First here’s a quick sketch of what the Kelly Criterion is and what it’s trying to accomplish. When allocating capital in probabilistic games — such as placing casino bets or investing in financial securities, the criterion derives an optimal bet size and allocation to maximize expected returns for the portfolio for a given time period. Note that this derivation is only an approximation because the underlying assumptions that the model is based on, which could be asset return properties like mean, variance, and correlations which collectively allow us to describe an ‘edge’, are themselves approximations subject to estimation error, as we’ll see later in this post the risks associated with estimation errors can be somewhat mitigated by a reduction in bet size while only sacrificing a portion of expected earnings — what is known as ‘partial Kelly’. It’s worth noting that even an optimal allocation is subject to a range of performance outcomes — however one of the big benefits of a Kelly criterion allocation is that by design it keeps our funds outside of scenarios that could expose us to an exit barrier (ruin), thus maintaining at least a theoretical ergodicity.

In the process of researching this paper, while I did find a few publishings freely available online, the most comprehensive and illustrative turned out to be the first one I clicked on, an overview by the noted investor (and gambler) Edward Thorp titled “The Kelly Criterion in Blackjack, Sports Betting, and the Stock Market.” In fact this paper was so illustrative about the concept that I’ll spend most of this post walking through the discussions presented by Thorp.
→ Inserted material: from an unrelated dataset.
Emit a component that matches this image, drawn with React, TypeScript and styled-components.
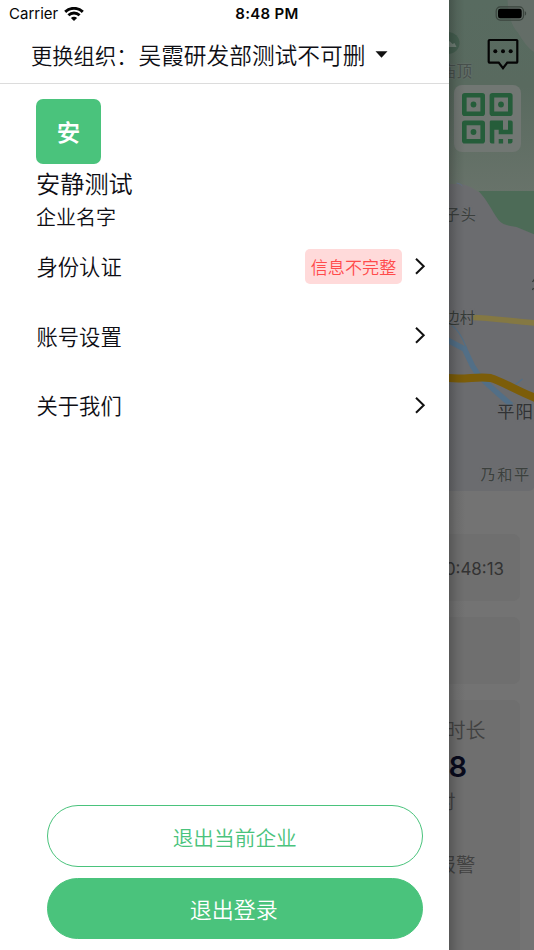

Of course if you’re smart you’ll probably ask “Well what do I need this post for — I’ll just read Thorp’s paper instead.” My response would be yes that’s probably the smart approach, especially if you’re looking for a deeper understanding. However if you’re just looking for a briefer introduction and overview I would caution that the paper itself is fairly dense and the author has a certain propensity for introducing variables and equation parameters in a somewhat haphazardly scattered fashion, so that the extensive equations are on first pass in some cases indecipherable without a concerted effort to track down the meaning of each parameter. This post will mostly gloss over these equations and instead attempt to replace the ideal precision of hard equations with at least I hope a more accessible to the layperson narrative style — what I’ll dub the Roger Penrose approach (inside joke). There will be slightly more precision found with the inclusion of a few illustrative financial derivations using Wolfram Language later in the paper, and once I’m through covering the paper I’ll address a few more points that were picked up in literature review. Again the end goal is for the reader to develop an appreciation for the considerations of use and practical implications of the Kelly strategy, and to facilitate discussions I’ll follow a lot of points addressed by Thorp’s paper “The Kelly Criterion in Blackjack, Sports Betting, and the Stock Market”.

The paper in question starts by quickly glancing over some of the backgrounds of origination and early use of the Kelly strategy (originally known as the “geometric mean criterion”), I’ll defer any aspiring historian to those resources sited in Thorp’s paper.

Once through introductions and pleasantries, Thorp immediately turns to (and spends the bulk of the paper on) a series of illustrative examples of placing bets under uncertainty, each of progressive complexity ranging from the simplest application of a weighted coin toss, then casino games, sports betting, and finally settling on Wall Street — the biggest game of them all. In each of these examples new properties of the Kelly strategy are demonstrated. It’s actually a really neat and effective narrative structure and suits the subject matter perfectly.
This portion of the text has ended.